>> begin Material provided
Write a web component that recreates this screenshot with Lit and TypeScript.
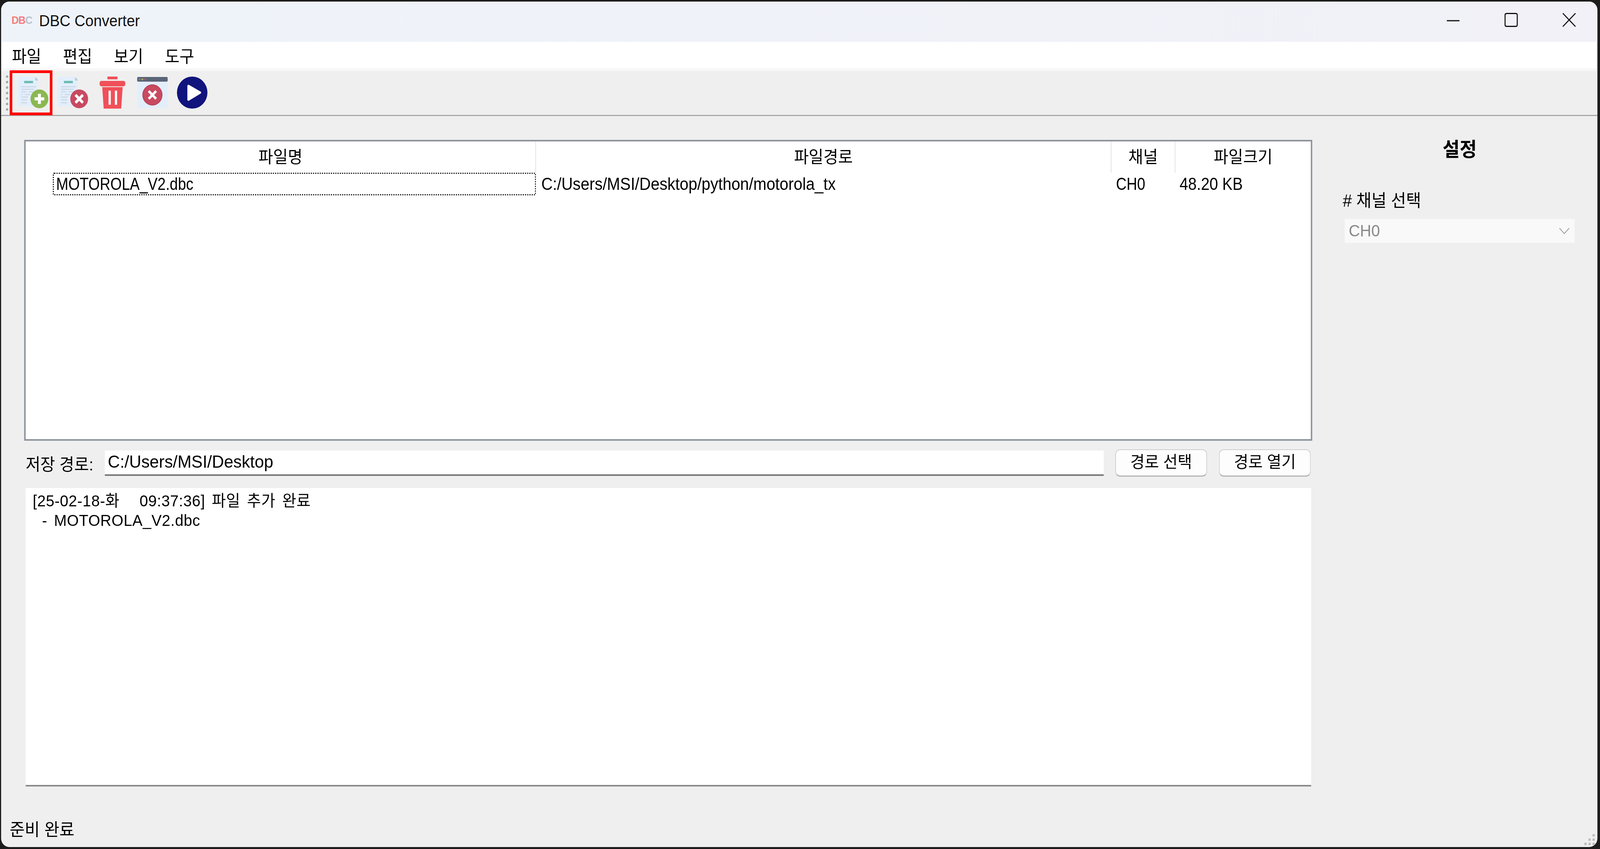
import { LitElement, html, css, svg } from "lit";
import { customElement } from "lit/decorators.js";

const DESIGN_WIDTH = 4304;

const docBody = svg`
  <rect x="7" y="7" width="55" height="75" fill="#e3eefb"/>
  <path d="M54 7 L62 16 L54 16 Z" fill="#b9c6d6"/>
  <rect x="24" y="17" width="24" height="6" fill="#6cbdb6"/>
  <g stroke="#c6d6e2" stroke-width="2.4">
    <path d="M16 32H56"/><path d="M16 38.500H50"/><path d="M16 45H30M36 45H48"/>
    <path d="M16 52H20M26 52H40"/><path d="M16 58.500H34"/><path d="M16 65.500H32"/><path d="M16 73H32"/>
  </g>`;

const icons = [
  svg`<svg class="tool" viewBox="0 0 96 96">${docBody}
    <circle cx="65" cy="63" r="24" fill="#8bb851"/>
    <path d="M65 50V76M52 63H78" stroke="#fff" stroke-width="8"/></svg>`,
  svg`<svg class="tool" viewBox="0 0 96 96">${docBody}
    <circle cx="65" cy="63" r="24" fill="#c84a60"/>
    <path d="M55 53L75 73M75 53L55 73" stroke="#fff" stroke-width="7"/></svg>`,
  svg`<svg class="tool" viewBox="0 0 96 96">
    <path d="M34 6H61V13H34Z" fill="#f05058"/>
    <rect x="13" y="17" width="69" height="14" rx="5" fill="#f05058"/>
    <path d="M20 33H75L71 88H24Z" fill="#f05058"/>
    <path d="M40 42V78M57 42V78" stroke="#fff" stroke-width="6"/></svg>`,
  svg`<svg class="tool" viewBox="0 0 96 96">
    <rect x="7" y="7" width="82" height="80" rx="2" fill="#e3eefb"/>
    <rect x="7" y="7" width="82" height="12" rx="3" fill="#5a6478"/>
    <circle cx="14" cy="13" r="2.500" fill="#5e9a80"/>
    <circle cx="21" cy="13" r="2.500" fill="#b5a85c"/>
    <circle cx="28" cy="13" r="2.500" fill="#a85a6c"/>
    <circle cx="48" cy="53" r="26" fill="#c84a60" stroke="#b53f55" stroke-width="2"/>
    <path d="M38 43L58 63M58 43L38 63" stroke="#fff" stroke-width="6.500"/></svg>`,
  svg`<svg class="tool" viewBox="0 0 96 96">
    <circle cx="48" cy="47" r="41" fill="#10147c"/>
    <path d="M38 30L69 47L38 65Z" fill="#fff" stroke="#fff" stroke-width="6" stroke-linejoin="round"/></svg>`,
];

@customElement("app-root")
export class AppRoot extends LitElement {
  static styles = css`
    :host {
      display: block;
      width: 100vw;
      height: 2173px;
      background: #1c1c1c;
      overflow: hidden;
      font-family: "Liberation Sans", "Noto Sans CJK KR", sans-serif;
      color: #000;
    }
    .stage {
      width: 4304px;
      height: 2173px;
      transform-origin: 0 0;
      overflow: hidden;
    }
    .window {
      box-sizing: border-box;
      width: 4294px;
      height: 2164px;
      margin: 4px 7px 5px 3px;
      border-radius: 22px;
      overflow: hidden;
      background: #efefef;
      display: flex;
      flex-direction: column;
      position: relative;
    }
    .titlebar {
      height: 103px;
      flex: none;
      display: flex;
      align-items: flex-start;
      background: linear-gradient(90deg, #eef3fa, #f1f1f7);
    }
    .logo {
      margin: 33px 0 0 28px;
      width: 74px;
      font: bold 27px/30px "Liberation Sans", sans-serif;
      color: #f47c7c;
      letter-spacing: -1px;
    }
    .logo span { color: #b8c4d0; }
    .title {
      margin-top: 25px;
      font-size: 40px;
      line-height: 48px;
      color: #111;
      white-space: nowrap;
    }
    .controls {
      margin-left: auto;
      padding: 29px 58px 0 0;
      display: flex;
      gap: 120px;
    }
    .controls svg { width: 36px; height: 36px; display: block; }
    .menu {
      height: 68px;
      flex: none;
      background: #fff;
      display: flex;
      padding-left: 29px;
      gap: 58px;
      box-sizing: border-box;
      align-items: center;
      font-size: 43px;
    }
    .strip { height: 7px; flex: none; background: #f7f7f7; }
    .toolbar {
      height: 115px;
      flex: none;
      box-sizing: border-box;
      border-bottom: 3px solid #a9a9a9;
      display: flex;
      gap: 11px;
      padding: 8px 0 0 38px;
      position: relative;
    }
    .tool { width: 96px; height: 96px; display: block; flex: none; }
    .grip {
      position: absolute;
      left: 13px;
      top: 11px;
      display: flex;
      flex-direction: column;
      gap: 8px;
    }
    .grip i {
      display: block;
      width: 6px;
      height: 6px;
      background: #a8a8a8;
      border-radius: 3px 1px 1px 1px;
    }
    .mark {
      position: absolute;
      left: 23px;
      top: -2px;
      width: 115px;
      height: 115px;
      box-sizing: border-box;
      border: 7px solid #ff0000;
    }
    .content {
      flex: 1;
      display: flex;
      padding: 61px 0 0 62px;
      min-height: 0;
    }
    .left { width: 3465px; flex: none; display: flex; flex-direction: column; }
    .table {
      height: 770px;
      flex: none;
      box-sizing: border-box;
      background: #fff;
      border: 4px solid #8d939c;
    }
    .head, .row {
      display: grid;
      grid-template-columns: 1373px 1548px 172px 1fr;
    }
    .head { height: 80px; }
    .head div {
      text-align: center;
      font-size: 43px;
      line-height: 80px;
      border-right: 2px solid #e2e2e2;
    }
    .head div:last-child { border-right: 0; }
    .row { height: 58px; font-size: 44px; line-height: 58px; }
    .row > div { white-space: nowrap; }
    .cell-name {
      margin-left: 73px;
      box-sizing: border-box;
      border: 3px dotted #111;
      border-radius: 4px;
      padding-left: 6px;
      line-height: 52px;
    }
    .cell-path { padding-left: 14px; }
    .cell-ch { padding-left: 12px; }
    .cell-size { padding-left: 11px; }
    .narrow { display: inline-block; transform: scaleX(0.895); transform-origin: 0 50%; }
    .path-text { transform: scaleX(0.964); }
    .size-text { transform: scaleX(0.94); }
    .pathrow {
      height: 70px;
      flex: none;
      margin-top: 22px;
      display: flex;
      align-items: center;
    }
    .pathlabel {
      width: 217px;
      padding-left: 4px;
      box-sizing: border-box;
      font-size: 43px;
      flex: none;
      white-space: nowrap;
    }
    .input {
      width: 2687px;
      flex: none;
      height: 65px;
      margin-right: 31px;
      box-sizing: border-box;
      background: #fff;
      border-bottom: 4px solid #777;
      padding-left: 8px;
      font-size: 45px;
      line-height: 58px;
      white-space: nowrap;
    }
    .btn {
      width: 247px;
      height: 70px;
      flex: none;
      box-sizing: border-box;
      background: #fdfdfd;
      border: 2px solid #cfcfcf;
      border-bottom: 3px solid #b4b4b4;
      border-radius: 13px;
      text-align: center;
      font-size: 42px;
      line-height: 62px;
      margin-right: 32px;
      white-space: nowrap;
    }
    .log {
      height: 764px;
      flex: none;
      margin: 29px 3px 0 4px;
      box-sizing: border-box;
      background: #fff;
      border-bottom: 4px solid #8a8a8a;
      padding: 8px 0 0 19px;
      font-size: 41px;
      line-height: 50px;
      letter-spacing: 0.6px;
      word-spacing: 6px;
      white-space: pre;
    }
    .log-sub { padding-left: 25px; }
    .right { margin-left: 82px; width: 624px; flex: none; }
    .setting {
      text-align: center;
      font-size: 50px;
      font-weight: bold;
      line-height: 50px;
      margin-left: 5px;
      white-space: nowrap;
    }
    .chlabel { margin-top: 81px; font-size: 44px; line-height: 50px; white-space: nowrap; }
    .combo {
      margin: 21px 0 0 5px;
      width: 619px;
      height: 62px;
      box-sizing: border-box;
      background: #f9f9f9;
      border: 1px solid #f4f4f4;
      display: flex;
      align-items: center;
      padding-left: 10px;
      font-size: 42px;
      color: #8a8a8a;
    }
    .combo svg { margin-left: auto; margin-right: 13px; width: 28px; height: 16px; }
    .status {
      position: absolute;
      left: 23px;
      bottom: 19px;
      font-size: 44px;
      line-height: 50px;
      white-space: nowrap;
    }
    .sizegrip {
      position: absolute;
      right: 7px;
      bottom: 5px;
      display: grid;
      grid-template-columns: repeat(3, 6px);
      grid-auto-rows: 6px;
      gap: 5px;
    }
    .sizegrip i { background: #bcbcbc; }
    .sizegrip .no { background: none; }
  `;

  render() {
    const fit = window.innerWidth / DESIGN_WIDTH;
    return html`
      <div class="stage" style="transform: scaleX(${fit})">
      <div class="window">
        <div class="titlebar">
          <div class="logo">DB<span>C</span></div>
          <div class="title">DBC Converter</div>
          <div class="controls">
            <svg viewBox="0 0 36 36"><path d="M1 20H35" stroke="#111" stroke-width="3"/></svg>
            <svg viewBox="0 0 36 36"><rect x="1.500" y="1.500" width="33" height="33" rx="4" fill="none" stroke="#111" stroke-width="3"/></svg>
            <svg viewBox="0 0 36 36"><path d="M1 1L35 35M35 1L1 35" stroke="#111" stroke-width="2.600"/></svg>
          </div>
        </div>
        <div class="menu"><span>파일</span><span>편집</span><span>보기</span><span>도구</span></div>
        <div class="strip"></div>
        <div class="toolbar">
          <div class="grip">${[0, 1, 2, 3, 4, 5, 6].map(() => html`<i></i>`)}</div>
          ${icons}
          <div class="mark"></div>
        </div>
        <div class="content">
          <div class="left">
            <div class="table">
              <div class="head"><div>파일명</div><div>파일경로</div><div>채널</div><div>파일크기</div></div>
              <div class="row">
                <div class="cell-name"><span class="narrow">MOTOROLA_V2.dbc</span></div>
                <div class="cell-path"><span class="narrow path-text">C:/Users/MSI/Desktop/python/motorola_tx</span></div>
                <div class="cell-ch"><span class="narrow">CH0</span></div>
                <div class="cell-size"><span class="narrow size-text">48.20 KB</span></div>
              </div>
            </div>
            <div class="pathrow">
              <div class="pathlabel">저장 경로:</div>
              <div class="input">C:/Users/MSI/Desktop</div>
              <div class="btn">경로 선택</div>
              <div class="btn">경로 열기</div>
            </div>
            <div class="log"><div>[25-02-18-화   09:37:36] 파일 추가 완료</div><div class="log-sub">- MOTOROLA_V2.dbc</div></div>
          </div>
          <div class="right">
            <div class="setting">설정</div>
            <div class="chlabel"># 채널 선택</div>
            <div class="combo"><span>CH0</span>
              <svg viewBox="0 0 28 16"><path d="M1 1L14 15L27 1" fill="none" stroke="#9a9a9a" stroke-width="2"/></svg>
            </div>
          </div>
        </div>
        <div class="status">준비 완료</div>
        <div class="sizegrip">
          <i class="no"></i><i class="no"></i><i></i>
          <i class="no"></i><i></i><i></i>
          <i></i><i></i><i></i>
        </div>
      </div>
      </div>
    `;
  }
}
>> end Material provided
Exercise prompt: Reproduce only the lines from the beginning of the data through the line that contains "const DESIGN_WIDTH = 4304;", both included, and please drop the pictures.

Task answer:
Write a web component that recreates this screenshot with Lit and TypeScript.
import { LitElement, html, css, svg } from "lit";
import { customElement } from "lit/decorators.js";

const DESIGN_WIDTH = 4304;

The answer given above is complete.